List each line of the data that holds the string "components", please.

[START Records for the exercise]

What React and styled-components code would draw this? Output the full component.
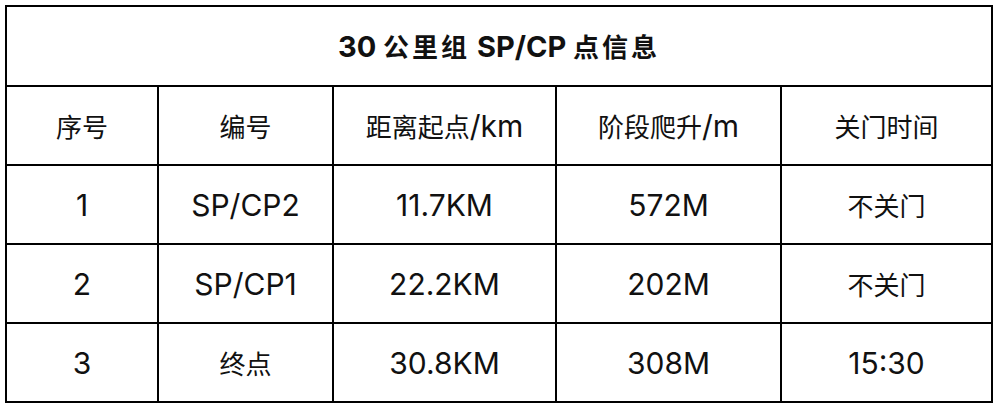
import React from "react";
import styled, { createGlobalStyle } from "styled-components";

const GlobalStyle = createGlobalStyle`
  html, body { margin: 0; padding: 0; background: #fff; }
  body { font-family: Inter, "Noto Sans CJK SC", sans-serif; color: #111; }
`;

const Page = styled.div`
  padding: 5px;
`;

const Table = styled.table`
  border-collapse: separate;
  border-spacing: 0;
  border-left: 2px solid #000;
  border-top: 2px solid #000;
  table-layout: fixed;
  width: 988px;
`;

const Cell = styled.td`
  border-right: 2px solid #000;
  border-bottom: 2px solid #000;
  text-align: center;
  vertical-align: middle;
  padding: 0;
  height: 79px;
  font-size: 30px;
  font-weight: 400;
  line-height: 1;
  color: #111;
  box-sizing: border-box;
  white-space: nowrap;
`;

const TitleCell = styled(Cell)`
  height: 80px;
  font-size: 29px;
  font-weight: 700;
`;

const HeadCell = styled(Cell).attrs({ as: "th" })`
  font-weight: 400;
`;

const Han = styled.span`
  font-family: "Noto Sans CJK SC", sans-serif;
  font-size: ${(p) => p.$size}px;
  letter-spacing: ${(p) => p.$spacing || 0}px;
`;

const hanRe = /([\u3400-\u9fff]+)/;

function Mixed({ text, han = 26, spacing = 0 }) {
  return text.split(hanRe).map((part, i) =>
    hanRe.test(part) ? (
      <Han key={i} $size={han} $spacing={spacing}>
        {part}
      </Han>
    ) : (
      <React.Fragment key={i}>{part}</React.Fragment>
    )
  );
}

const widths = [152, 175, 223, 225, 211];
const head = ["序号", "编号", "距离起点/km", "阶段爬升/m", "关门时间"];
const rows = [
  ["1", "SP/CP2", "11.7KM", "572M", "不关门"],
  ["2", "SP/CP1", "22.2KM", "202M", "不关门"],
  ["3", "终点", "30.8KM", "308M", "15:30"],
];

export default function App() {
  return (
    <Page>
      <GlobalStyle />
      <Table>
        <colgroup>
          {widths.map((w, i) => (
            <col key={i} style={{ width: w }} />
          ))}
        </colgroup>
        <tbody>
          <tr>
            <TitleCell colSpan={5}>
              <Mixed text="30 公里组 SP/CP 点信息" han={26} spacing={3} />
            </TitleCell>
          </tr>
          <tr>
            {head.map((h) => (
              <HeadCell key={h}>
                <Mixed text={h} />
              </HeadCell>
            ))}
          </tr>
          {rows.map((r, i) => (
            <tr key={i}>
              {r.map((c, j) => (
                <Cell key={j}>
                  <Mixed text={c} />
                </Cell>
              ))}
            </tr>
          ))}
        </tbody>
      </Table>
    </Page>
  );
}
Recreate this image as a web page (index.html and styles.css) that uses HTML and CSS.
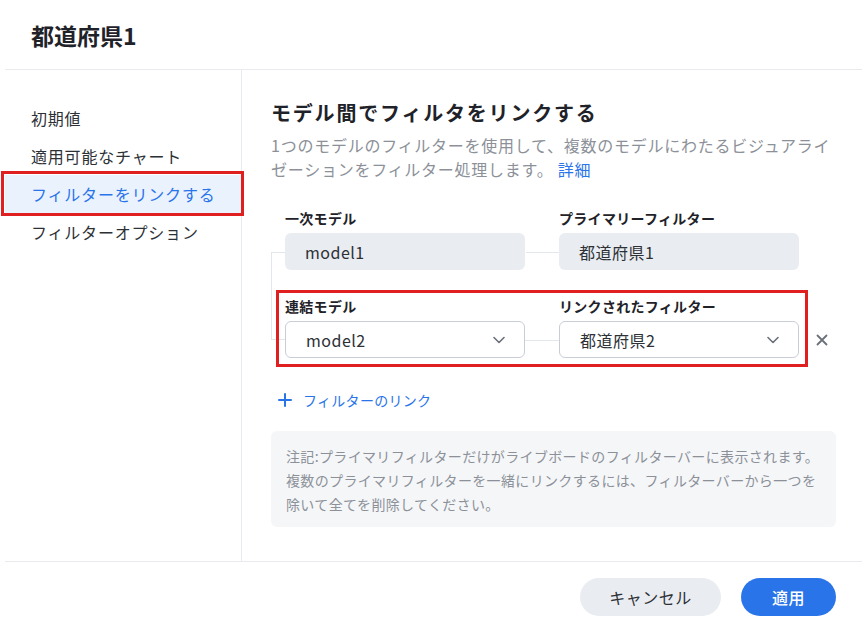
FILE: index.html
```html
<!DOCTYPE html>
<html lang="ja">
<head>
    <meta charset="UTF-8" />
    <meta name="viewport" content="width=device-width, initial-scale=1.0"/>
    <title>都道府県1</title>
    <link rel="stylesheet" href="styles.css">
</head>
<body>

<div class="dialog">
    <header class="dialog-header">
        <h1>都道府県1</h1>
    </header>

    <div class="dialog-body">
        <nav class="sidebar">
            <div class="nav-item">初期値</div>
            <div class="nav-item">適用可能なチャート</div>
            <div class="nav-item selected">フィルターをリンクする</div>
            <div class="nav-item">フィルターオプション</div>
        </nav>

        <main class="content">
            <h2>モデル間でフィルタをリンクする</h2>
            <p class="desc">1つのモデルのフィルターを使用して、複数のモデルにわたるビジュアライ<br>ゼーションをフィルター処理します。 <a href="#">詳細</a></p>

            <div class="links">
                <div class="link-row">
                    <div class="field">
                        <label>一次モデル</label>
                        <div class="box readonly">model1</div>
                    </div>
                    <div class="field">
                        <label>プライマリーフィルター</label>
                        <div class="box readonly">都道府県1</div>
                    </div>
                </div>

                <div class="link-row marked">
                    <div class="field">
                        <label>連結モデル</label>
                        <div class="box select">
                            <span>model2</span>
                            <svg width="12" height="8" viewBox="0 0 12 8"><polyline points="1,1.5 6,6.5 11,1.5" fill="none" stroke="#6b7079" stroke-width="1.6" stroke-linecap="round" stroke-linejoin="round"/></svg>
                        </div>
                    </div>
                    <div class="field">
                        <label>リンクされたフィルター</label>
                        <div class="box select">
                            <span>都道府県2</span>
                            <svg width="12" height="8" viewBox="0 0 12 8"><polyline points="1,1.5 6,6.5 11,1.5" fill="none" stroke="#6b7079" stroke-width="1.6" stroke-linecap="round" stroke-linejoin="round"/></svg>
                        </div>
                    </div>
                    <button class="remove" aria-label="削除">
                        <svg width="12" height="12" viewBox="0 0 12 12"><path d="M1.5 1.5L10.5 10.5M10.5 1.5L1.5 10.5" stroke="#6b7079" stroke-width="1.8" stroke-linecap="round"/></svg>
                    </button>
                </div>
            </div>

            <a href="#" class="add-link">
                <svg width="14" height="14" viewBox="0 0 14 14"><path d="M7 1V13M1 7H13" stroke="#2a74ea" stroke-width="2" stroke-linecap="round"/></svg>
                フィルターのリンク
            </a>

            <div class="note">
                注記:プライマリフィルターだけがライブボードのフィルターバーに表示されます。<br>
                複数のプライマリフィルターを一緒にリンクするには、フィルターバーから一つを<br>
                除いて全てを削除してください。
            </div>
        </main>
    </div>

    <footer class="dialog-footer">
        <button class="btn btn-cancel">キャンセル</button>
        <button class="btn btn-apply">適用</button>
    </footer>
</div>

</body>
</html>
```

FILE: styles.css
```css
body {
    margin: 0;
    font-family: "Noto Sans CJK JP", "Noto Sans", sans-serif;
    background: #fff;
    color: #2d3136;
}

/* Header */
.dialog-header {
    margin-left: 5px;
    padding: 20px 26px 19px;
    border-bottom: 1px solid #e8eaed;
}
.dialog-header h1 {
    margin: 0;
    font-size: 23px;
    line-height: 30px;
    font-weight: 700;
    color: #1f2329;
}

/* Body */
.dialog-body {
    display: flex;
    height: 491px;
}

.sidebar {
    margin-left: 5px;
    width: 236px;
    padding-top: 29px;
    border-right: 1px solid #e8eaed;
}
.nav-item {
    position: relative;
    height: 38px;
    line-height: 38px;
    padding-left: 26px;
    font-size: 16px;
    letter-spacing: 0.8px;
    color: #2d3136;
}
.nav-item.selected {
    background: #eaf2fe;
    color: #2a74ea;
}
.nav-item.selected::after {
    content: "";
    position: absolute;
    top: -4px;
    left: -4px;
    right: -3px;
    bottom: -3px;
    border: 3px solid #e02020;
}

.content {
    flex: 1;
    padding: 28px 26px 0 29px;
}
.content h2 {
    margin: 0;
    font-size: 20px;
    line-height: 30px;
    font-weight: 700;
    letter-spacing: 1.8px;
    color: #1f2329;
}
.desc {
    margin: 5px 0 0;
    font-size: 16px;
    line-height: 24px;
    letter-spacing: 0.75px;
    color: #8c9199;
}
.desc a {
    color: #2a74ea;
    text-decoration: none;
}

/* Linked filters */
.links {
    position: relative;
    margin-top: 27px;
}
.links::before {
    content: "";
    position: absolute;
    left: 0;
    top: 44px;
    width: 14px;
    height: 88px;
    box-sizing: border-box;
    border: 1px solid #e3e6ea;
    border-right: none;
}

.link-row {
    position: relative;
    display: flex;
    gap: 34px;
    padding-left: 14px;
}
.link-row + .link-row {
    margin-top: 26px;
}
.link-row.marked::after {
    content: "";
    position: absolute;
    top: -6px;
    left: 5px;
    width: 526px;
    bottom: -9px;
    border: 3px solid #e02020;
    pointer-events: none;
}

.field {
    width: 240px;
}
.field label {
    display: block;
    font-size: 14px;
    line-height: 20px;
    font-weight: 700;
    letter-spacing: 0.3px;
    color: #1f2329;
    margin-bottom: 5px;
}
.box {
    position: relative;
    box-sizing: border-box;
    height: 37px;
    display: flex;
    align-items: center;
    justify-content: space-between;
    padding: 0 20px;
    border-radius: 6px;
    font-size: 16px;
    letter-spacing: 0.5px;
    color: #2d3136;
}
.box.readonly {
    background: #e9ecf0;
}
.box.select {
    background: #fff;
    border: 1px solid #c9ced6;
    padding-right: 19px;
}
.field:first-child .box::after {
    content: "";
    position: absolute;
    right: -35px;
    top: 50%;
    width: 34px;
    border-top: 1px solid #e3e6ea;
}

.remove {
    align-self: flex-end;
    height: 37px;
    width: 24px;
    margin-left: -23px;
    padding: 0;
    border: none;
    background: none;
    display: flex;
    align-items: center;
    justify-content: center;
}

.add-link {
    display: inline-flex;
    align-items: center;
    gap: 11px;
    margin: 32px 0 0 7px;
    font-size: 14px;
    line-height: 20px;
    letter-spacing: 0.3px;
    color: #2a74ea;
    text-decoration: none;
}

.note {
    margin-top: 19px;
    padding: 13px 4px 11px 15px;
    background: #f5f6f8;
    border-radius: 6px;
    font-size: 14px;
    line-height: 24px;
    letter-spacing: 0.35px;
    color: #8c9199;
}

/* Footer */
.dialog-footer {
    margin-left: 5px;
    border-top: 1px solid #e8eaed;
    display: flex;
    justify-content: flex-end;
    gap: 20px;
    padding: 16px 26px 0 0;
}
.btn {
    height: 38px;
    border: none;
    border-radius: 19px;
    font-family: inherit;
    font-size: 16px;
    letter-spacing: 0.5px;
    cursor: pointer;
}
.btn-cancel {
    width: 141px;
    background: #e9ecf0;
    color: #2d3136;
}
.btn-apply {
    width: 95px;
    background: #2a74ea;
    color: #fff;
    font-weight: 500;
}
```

[END Records for the exercise]

## [Output for this exercise]
What React and styled-components code would draw this? Output the full component.
import styled, { createGlobalStyle } from "styled-components";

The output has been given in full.